*Stated problem*
Print every entry word for word, but omit the pictures.

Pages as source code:
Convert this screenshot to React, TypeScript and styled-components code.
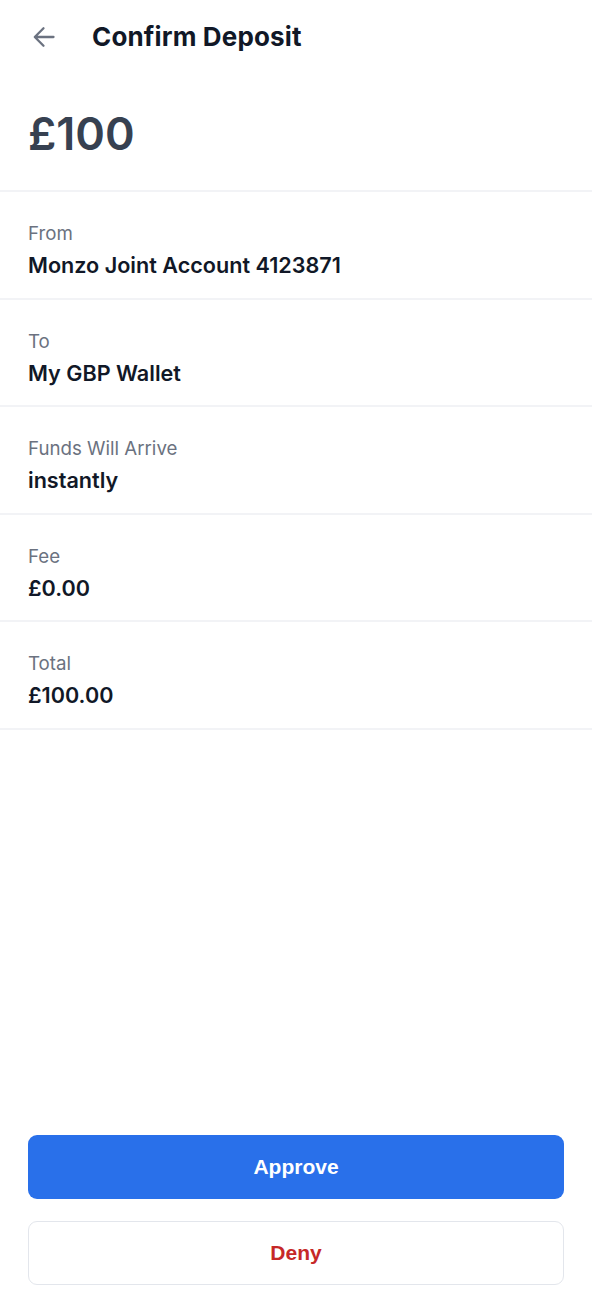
import React from "react";
import styled, { createGlobalStyle } from "styled-components";

const GlobalStyle = createGlobalStyle`
  html, body {
    margin: 0;
    padding: 0;
    background: #ffffff;
  }
  * { box-sizing: border-box; }
`;

const Page = styled.div`
  width: 592px;
  height: 100vh;
  min-height: 1312px;
  display: flex;
  flex-direction: column;
  background: #ffffff;
  font-family: Inter, "Noto Sans", sans-serif;
  color: #111827;
`;

const Header = styled.header`
  height: 74px;
  display: flex;
  align-items: center;
  padding: 0 28px 0 33px;
  gap: 37px;
`;

const BackButton = styled.button`
  width: 22px;
  height: 22px;
  padding: 0;
  border: none;
  background: none;
  display: flex;
  align-items: center;
  justify-content: center;
  color: #6b7280;
  cursor: pointer;
`;

const Title = styled.h1`
  margin: 0;
  font-size: 26px;
  line-height: 32px;
  font-weight: 700;
  color: #111827;
  letter-spacing: 0.15px;
`;

const AmountSection = styled.section`
  padding: 32px 28px 28px;
  border-bottom: 2px solid #f2f3f6;
`;

const Amount = styled.div`
  font-size: 45px;
  line-height: 56px;
  font-weight: 600;
  color: #374151;
`;

const DetailRow = styled.div`
  padding: 28px 28px 15.6px;
  border-bottom: 2px solid #f2f3f6;
  display: flex;
  flex-direction: column;
  gap: 2px;
`;

const Label = styled.div`
  font-size: 18.7px;
  line-height: 27px;
  font-weight: 400;
  color: #6b7280;
`;

const Value = styled.div`
  font-size: 21.6px;
  line-height: 33px;
  font-weight: 600;
  color: #111827;
`;

const Spacer = styled.div`
  flex: 1;
`;

const Footer = styled.footer`
  display: flex;
  flex-direction: column;
  gap: 22px;
  padding: 0 28px 27px;
`;

const ActionButton = styled.button<{ $variant: "primary" | "secondary" }>`
  height: 64px;
  width: 100%;
  border-radius: 9px;
  font-family: "Liberation Sans", Arial, sans-serif;
  font-size: 21px;
  font-weight: 700;
  cursor: pointer;
  display: flex;
  align-items: center;
  justify-content: center;
  background: ${(p) => (p.$variant === "primary" ? "#2970ea" : "#ffffff")};
  color: ${(p) => (p.$variant === "primary" ? "#ffffff" : "#c62828")};
  border: ${(p) =>
    p.$variant === "primary" ? "none" : "1.5px solid #e3e6ec"};
`;

const ArrowLeft = () => (
  <svg width="22" height="22" viewBox="0 0 22 22" fill="none">
    <path
      d="M20.5 11H2M10.5 2.2L1.8 11l8.7 8.8"
      stroke="currentColor"
      strokeWidth="2.3"
      strokeLinecap="round"
      strokeLinejoin="round"
    />
  </svg>
);

const details: { label: string; value: string }[] = [
  { label: "From", value: "Monzo Joint Account 4123871" },
  { label: "To", value: "My GBP Wallet" },
  { label: "Funds Will Arrive", value: "instantly" },
  { label: "Fee", value: "£0.00" },
  { label: "Total", value: "£100.00" },
];

export default function App() {
  return (
    <>
      <GlobalStyle />
      <Page>
        <Header>
          <BackButton aria-label="Back">
            <ArrowLeft />
          </BackButton>
          <Title>Confirm Deposit</Title>
        </Header>
        <AmountSection>
          <Amount>£100</Amount>
        </AmountSection>
        {details.map((d) => (
          <DetailRow key={d.label}>
            <Label>{d.label}</Label>
            <Value>{d.value}</Value>
          </DetailRow>
        ))}
        <Spacer />
        <Footer>
          <ActionButton $variant="primary">Approve</ActionButton>
          <ActionButton $variant="secondary">Deny</ActionButton>
        </Footer>
      </Page>
    </>
  );
}
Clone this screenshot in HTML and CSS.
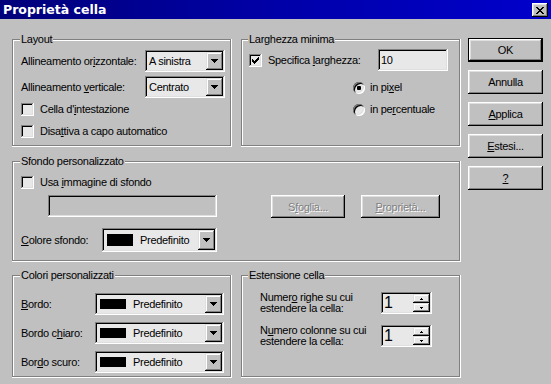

*The result*
Convert this screenshot to React, TypeScript and styled-components code.
import React from "react";
import styled, { createGlobalStyle } from "styled-components";

const GlobalStyle = createGlobalStyle`
  html, body {
    margin: 0;
    padding: 0;
    background: #ffffff;
  }
  * { box-sizing: border-box; }
`;

const Page = styled.div`
  width: 592px;
  height: 100vh;
  min-height: 1312px;
  display: flex;
  flex-direction: column;
  background: #ffffff;
  font-family: Inter, "Noto Sans", sans-serif;
  color: #111827;
`;

const Header = styled.header`
  height: 74px;
  display: flex;
  align-items: center;
  padding: 0 28px 0 33px;
  gap: 37px;
`;

const BackButton = styled.button`
  width: 22px;
  height: 22px;
  padding: 0;
  border: none;
  background: none;
  display: flex;
  align-items: center;
  justify-content: center;
  color: #6b7280;
  cursor: pointer;
`;

const Title = styled.h1`
  margin: 0;
  font-size: 26px;
  line-height: 32px;
  font-weight: 700;
  color: #111827;
  letter-spacing: 0.15px;
`;

const AmountSection = styled.section`
  padding: 32px 28px 28px;
  border-bottom: 2px solid #f2f3f6;
`;

const Amount = styled.div`
  font-size: 45px;
  line-height: 56px;
  font-weight: 600;
  color: #374151;
`;

const DetailRow = styled.div`
  padding: 28px 28px 15.6px;
  border-bottom: 2px solid #f2f3f6;
  display: flex;
  flex-direction: column;
  gap: 2px;
`;

const Label = styled.div`
  font-size: 18.7px;
  line-height: 27px;
  font-weight: 400;
  color: #6b7280;
`;

const Value = styled.div`
  font-size: 21.6px;
  line-height: 33px;
  font-weight: 600;
  color: #111827;
`;

const Spacer = styled.div`
  flex: 1;
`;

const Footer = styled.footer`
  display: flex;
  flex-direction: column;
  gap: 22px;
  padding: 0 28px 27px;
`;

const ActionButton = styled.button<{ $variant: "primary" | "secondary" }>`
  height: 64px;
  width: 100%;
  border-radius: 9px;
  font-family: "Liberation Sans", Arial, sans-serif;
  font-size: 21px;
  font-weight: 700;
  cursor: pointer;
  display: flex;
  align-items: center;
  justify-content: center;
  background: ${(p) => (p.$variant === "primary" ? "#2970ea" : "#ffffff")};
  color: ${(p) => (p.$variant === "primary" ? "#ffffff" : "#c62828")};
  border: ${(p) =>
    p.$variant === "primary" ? "none" : "1.5px solid #e3e6ec"};
`;

const ArrowLeft = () => (
  <svg width="22" height="22" viewBox="0 0 22 22" fill="none">
    <path
      d="M20.5 11H2M10.5 2.2L1.8 11l8.7 8.8"
      stroke="currentColor"
      strokeWidth="2.3"
      strokeLinecap="round"
      strokeLinejoin="round"
    />
  </svg>
);

const details: { label: string; value: string }[] = [
  { label: "From", value: "Monzo Joint Account 4123871" },
  { label: "To", value: "My GBP Wallet" },
  { label: "Funds Will Arrive", value: "instantly" },
  { label: "Fee", value: "£0.00" },
  { label: "Total", value: "£100.00" },
];

export default function App() {
  return (
    <>
      <GlobalStyle />
      <Page>
        <Header>
          <BackButton aria-label="Back">
            <ArrowLeft />
          </BackButton>
          <Title>Confirm Deposit</Title>
        </Header>
        <AmountSection>
          <Amount>£100</Amount>
        </AmountSection>
        {details.map((d) => (
          <DetailRow key={d.label}>
            <Label>{d.label}</Label>
            <Value>{d.value}</Value>
          </DetailRow>
        ))}
        <Spacer />
        <Footer>
          <ActionButton $variant="primary">Approve</ActionButton>
          <ActionButton $variant="secondary">Deny</ActionButton>
        </Footer>
      </Page>
    </>
  );
}
Clone this screenshot in HTML and CSS.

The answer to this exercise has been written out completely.